_DATASET EXTRACT_:

BEGIN

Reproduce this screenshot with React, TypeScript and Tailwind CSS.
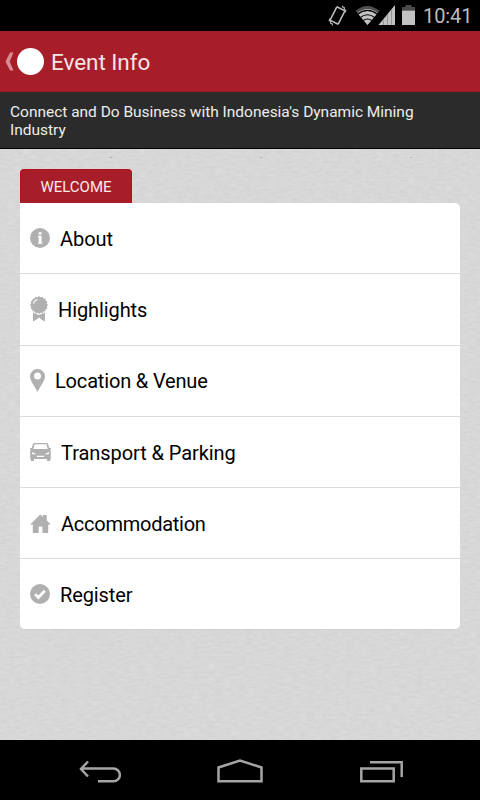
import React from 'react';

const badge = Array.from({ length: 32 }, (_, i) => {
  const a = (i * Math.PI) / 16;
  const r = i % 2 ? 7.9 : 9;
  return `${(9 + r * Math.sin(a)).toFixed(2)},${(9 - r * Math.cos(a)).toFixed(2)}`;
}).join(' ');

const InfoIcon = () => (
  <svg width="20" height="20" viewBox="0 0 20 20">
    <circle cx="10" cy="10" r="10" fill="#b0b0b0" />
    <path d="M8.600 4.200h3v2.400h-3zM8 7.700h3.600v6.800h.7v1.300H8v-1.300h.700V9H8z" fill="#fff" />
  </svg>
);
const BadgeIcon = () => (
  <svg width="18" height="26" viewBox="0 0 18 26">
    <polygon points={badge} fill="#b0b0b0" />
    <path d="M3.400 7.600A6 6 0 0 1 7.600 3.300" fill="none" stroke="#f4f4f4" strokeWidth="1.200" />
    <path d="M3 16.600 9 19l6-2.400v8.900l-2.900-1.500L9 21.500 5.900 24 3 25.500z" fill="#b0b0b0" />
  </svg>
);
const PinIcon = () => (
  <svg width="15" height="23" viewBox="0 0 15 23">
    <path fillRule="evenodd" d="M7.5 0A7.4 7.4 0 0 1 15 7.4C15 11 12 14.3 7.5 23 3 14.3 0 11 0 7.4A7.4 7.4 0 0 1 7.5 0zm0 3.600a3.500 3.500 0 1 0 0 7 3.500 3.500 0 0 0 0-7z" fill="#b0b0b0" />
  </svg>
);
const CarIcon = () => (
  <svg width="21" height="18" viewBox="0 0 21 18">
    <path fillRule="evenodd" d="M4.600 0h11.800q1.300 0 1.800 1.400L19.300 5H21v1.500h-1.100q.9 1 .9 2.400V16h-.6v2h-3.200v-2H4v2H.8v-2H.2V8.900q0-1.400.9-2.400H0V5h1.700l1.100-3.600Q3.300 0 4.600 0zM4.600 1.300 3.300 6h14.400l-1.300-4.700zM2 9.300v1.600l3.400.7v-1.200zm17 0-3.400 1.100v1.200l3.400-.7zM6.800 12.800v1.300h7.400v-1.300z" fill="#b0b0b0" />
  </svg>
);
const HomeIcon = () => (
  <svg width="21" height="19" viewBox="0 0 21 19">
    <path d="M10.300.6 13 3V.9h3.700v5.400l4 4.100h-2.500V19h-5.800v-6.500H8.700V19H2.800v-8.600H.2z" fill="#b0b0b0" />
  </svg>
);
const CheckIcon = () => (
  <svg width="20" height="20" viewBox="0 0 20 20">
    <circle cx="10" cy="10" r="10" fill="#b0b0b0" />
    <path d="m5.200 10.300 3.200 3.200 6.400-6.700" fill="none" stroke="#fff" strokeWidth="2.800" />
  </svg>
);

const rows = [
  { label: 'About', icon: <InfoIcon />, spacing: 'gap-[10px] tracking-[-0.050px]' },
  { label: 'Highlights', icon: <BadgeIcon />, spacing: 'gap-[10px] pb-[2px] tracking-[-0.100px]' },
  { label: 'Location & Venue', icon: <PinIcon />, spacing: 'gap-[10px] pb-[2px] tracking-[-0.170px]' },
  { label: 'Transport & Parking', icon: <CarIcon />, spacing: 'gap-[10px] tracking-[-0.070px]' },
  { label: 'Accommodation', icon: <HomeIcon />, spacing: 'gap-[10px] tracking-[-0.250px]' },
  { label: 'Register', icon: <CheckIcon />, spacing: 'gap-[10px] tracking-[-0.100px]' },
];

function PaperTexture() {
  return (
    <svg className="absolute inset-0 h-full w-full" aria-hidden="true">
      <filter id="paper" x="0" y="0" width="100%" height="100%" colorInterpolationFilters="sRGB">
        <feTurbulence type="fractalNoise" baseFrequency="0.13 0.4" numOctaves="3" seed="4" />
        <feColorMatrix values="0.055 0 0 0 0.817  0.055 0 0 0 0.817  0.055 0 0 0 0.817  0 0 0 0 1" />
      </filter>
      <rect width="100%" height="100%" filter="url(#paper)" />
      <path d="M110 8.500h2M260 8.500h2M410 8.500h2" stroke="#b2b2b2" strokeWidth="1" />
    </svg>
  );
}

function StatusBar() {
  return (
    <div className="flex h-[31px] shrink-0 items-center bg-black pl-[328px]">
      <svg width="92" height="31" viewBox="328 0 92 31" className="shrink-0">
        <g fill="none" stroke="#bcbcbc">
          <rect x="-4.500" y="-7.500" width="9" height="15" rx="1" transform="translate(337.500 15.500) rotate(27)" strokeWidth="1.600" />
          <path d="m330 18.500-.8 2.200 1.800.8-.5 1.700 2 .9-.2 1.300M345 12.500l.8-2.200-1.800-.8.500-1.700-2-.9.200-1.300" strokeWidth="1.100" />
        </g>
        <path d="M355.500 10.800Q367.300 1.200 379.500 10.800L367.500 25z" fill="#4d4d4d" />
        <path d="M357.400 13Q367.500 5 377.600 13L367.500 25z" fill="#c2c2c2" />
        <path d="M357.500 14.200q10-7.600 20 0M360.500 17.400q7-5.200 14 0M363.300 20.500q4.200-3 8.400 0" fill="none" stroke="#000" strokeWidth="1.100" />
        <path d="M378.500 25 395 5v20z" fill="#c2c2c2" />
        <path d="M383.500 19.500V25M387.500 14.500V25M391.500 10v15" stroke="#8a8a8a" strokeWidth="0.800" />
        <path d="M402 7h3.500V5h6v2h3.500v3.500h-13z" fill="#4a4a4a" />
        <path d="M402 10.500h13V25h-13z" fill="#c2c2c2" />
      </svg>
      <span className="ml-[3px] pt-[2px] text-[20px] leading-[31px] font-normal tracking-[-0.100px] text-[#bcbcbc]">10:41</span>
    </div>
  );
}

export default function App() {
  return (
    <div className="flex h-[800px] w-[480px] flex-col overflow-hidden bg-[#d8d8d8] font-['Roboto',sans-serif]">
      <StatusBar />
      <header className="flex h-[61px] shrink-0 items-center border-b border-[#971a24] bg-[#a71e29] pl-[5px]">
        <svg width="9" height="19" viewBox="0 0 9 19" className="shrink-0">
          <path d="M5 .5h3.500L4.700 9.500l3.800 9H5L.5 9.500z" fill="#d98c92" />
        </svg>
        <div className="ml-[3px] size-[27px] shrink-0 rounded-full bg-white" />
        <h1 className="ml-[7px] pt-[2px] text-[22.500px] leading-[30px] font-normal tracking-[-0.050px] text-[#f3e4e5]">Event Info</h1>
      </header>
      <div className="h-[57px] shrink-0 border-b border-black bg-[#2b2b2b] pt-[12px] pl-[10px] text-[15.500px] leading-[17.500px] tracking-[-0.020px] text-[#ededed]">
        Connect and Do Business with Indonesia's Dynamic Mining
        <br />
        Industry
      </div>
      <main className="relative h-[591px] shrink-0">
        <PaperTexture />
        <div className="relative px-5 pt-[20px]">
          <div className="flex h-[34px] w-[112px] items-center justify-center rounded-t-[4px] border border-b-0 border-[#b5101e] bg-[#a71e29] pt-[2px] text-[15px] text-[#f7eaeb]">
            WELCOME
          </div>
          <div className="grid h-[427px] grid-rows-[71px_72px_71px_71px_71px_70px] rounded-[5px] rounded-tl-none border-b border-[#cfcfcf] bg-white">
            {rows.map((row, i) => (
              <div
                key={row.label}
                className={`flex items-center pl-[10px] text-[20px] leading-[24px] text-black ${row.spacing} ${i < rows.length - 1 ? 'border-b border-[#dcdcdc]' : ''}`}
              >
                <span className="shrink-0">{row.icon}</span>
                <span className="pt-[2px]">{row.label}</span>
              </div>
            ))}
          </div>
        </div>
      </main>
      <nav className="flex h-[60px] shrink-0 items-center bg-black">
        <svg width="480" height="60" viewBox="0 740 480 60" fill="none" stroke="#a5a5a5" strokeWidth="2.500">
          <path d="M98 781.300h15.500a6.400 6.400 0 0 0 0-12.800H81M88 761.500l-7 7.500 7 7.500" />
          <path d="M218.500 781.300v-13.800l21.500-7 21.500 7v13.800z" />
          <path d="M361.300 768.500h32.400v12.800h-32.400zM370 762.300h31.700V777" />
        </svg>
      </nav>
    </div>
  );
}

END

_DIRECTION_:
Reproduce exactly the run of lines that opens the listing and closes with the line holding "import React from 'react';". Pictures are excluded.

_EXPECTED OUTPUT_:
Reproduce this screenshot with React, TypeScript and Tailwind CSS.
import React from 'react';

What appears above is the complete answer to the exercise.